A Thisnes, j’ai rencontré M Léon Douette, professeur à Hannut qui a organisé un comité de réception des anciens combattants français ayant combattu dans la région qui ne tari pas d’éloge sur l’armée Française. Il m’a montré de nombreuses photos de chars Somua détruits dans les environs, notamment celui du MDL Tribout

Léon Douette sur le marchepied du camion – © Hubert Laby

Résistance

Marcel Janssen intègre la Résistance sous le nom de code de Lambert
Synthèse d’un texte de Jean-Pierre Besse

Sous l’Occupation, Marcel Janssen est chef de culture à Crisolles chez Marcel Poulin et entre, selon son témoignage, dans la Résistance en février 1943 au sein de l’OCM et de l’Armée secrète.  Adjoint au chef du sous-secteur des FFI de Noyon (Marcel Fourrier), il assure la liaison avec l’état-major FFI de l’Oise.
Marcel Janssen, alias “Lambert”, rencontre Fourrier lorsque celui-ci, blessé lors de l’attaque du maquis des Usages, est caché chez le maire de Suzoy, Foucart. Il est alors présenté comme le chef du sous-secteur de Noyon avec le grade d’adjudant. Il devient par la suite lieutenant. Il a reçu la carte de combattant volontaire de la Résistance en 1959. Président du Comité local de libération de Noyon en septembre 1944, il se retire de la vie locale.

Marcel Janssen
Marcel Janssen à Strasbourg lors de la Libération

L’après-guerre

Ingénieur agricole de formation, Marcel Janssen devient par la suite directeur de la ferme école de Longueil-Annel, il est d’ailleurs quelque temps conseiller municipal dans cette commune. Il assume la direction de 5 fermes d’une contenance de 1200 ha dépendant d’une sucrerie. Il s’installe par la suite à Mulhouse. Sa chère épouse est Marguy.
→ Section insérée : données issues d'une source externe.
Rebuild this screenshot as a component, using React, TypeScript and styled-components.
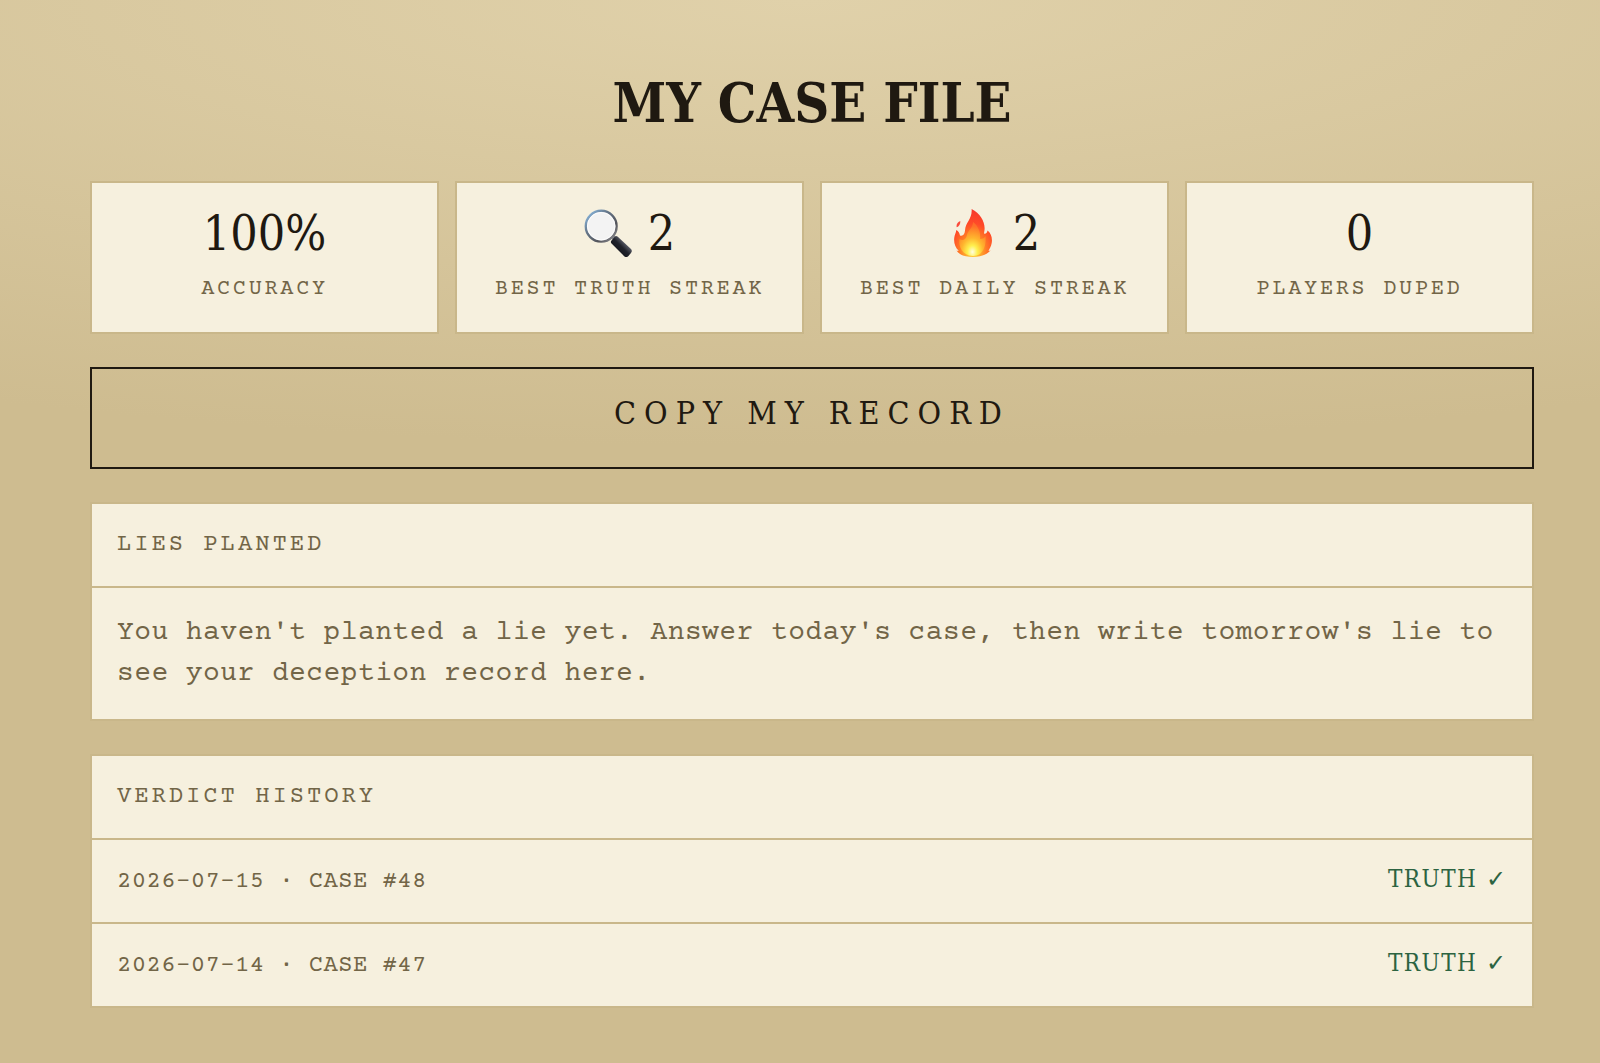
import React from "react";
import styled, { createGlobalStyle } from "styled-components";

const display = `"Special Elite", "DejaVu Serif Condensed", "DejaVu Serif", serif`;
const typed = `"Courier Prime", "Liberation Mono", monospace`;
const ink = "#1f1911";
const faded = "#726547";
const paper = "#f6f0de";
const edge = "#c9b78a";

const GlobalStyle = createGlobalStyle`
  * { box-sizing: border-box; }
  body { margin: 0; background: #cebc90; }
  h1, h2, p, ul, dl, dd { margin: 0; padding: 0; font-weight: 400; }
`;

const Page = styled.main`
  min-height: 100vh;
  padding: 70px 66px 54px 90px;
  display: flex;
  flex-direction: column;
  gap: 33px;
  background: radial-gradient(ellipse 115% 42% at 50% 0, #e0d1aa, #cebc90);
  color: ${ink};
`;

const Title = styled.h1`
  && { font-weight: 700; }
  padding-bottom: 12px;
  font-family: ${display};
  font-size: 54px;
  line-height: 66px;
  text-align: center;
`;

const Stats = styled.dl`
  display: grid;
  grid-template-columns: repeat(4, 1fr);
  gap: 16px;
`;

const Card = styled.div`
  display: flex;
  flex-direction: column-reverse;
  justify-content: flex-end;
  align-items: center;
  padding: 20px 16px 28px;
  background: ${paper};
  border: 2px solid ${edge};
`;

const Value = styled.dd`
  display: flex;
  align-items: center;
  gap: 16px;
  font-family: ${display};
  font-size: 48px;
  line-height: 60px;
`;

const Label = styled.dt`
  padding-top: 13px;
  font-family: ${typed};
  font-size: 22px;
  line-height: 28px;
  letter-spacing: 0.12em;
  text-transform: uppercase;
  color: ${faded};
`;

const Icon = styled.svg`
  width: 48px;
  height: 48px;
`;

const CopyButton = styled.button`
  width: 100%;
  padding: 24px 32px 34px;
  background: transparent;
  border: 2px solid ${ink};
  color: ${ink};
  font-family: ${display};
  font-size: 32px;
  line-height: 40px;
  letter-spacing: 0.25em;
  text-transform: uppercase;
  cursor: pointer;
`;

const Panel = styled.section`
  background: ${paper};
  border: 2px solid ${edge};
`;

const PanelTitle = styled.h2`
  && { padding: 27px 25px; }
  font-family: ${typed};
  font-size: 24px;
  line-height: 28px;
  letter-spacing: 0.12em;
  text-transform: uppercase;
  color: ${faded};
`;

const Note = styled.p`
  && { padding: 25px 25px 24px; }
  border-top: 2px solid ${edge};
  font-family: ${typed};
  font-size: 28px;
  line-height: 41px;
  letter-spacing: 0.015em;
  color: ${faded};
`;

const History = styled.ul`
  list-style: none;
`;

const Entry = styled.li`
  display: flex;
  justify-content: space-between;
  align-items: baseline;
  padding: 25px 25px 26px;
  border-top: 2px solid ${edge};
  line-height: 28px;
`;

const CaseRef = styled.span`
  font-family: ${typed};
  font-size: 24px;
  letter-spacing: 0.015em;
  color: ${faded};
`;

const Verdict = styled.span`
  font-family: ${display};
  font-size: 24px;
  letter-spacing: 0.06em;
  color: #2c6341;
`;

const Magnifier = () => (
  <Icon viewBox="0 0 48 48" aria-hidden="true">
    <defs>
      <linearGradient id="rim" x1="0" y1="0" x2="1" y2="1">
        <stop offset="0" stopColor="#8fc3ef" />
        <stop offset="0.35" stopColor="#66788c" />
        <stop offset="0.7" stopColor="#54555b" />
        <stop offset="1" stopColor="#9a9ba0" />
      </linearGradient>
      <linearGradient id="handle" x1="0" y1="1" x2="1" y2="0">
        <stop offset="0" stopColor="#08090c" />
        <stop offset="0.5" stopColor="#20222b" />
        <stop offset="0.7" stopColor="#626570" />
        <stop offset="1" stopColor="#14151b" />
      </linearGradient>
    </defs>
    <path d="M28 27l5 5" stroke="#85868b" strokeWidth="4" />
    <path d="M33.500 27.500l13.500 12.500q1.800 2-.2 4.200l-2.600 3q-2 1.800-4 0L27.300 34.200q-1-1.200.2-2.700l3.500-4q1-1.200 2.500 0z" fill="url(#handle)" />
    <circle cx="17.2" cy="17.2" r="15.4" fill="#f3f3f3" stroke="url(#rim)" strokeWidth="2.4" />
    <circle cx="17.2" cy="17.2" r="13.8" fill="none" stroke="#ffffff" strokeWidth="0.8" />
  </Icon>
);

const Flame = () => (
  <Icon viewBox="0 0 48 48" aria-hidden="true">
    <defs>
      <radialGradient id="fire" cx="0.5" cy="0.87" r="0.85">
        <stop offset="0" stopColor="#fff04a" />
        <stop offset="0.2" stopColor="#ffb52e" />
        <stop offset="0.42" stopColor="#ff7a26" />
        <stop offset="0.68" stopColor="#ff4a28" />
        <stop offset="1" stopColor="#f7382c" />
      </radialGradient>
      <radialGradient id="core" cx="0.5" cy="0.88" r="0.75">
        <stop offset="0" stopColor="#fffde0" />
        <stop offset="0.25" stopColor="#fff04f" />
        <stop offset="0.55" stopColor="#ffb52e" />
        <stop offset="1" stopColor="#ff8a2b" stopOpacity="0.5" />
      </radialGradient>
    </defs>
    <path d="M22.600 0C31 4 35.500 12 35.600 19c.1 3-.8 4.500-.4 5.700 2 .3 3-1.200 3.300-3.200C42 24 43.600 29 42.700 34c-.6 3.500-2.200 5.500-3.200 8 1-.1 1.700-.4 2.400-1C38 46 31 48 24 48S11 46.500 7.500 41.500c.9.4 1.500.5 2.200.3C6 38 4.600 33.500 5.300 28.500c.4-3 1.700-4.500 2-7.500C9.500 22 10.500 24 11 26.500c3 1 4.800-1.500 5-5C16.400 13 23.500 10 22.600 0z" fill="url(#fire)" />
    <path d="M24 13c5 4 8 10 7 17 3 0 4.500-1 5.500-3 1 9-2 20-12.500 20S9 37 10.500 30c3 2 6.500 1 7.500-4 1-5 6-7 6-13z" fill="url(#core)" />
    <path d="M11.300 12c.2 3-1.300 5.500-3.600 6.300C7 15.500 8.700 13 11.300 12z" fill="#fa4a3a" />
  </Icon>
);

const stats = [
  { label: "Accuracy", value: "100%" },
  { label: "Best truth streak", value: "2", icon: <Magnifier /> },
  { label: "Best daily streak", value: "2", icon: <Flame /> },
  { label: "Players duped", value: "0" },
];

const verdicts = [
  { date: "2026-07-15", number: 48 },
  { date: "2026-07-14", number: 47 },
];

export default function App() {
  return (
    <>
      <GlobalStyle />
      <Page>
        <Title>MY CASE FILE</Title>
        <Stats>
          {stats.map((stat) => (
            <Card key={stat.label}>
              <Label>{stat.label}</Label>
              <Value>
                {stat.icon}
                {stat.value}
              </Value>
            </Card>
          ))}
        </Stats>
        <CopyButton type="button">Copy my record</CopyButton>
        <Panel>
          <PanelTitle>Lies planted</PanelTitle>
          <Note>
            You haven't planted a lie yet. Answer today's case, then write
            tomorrow's lie to see your deception record here.
          </Note>
        </Panel>
        <Panel>
          <PanelTitle>Verdict history</PanelTitle>
          <History>
            {verdicts.map((entry) => (
              <Entry key={entry.number}>
                <CaseRef>{`${entry.date} · CASE #${entry.number}`}</CaseRef>
                <Verdict>TRUTH ✓</Verdict>
              </Entry>
            ))}
          </History>
        </Panel>
      </Page>
    </>
  );
}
Le foyer de Marcel recevra plusieurs fois la visite de son ancien capitaine de 1940 de Beaufort.

Il décède le 24 décembre 1981.


Toute notre gratitude s’adresse à Marguerite Janssen, fille de Marcel, pour les souvenirs et archives transmis, pour le temps qu’elle nous a consacré, pour sa perspicacité qui a fait progresser ces recherches, pour les émotions partagées et surtout pour son accueil chaleureux en Alsace.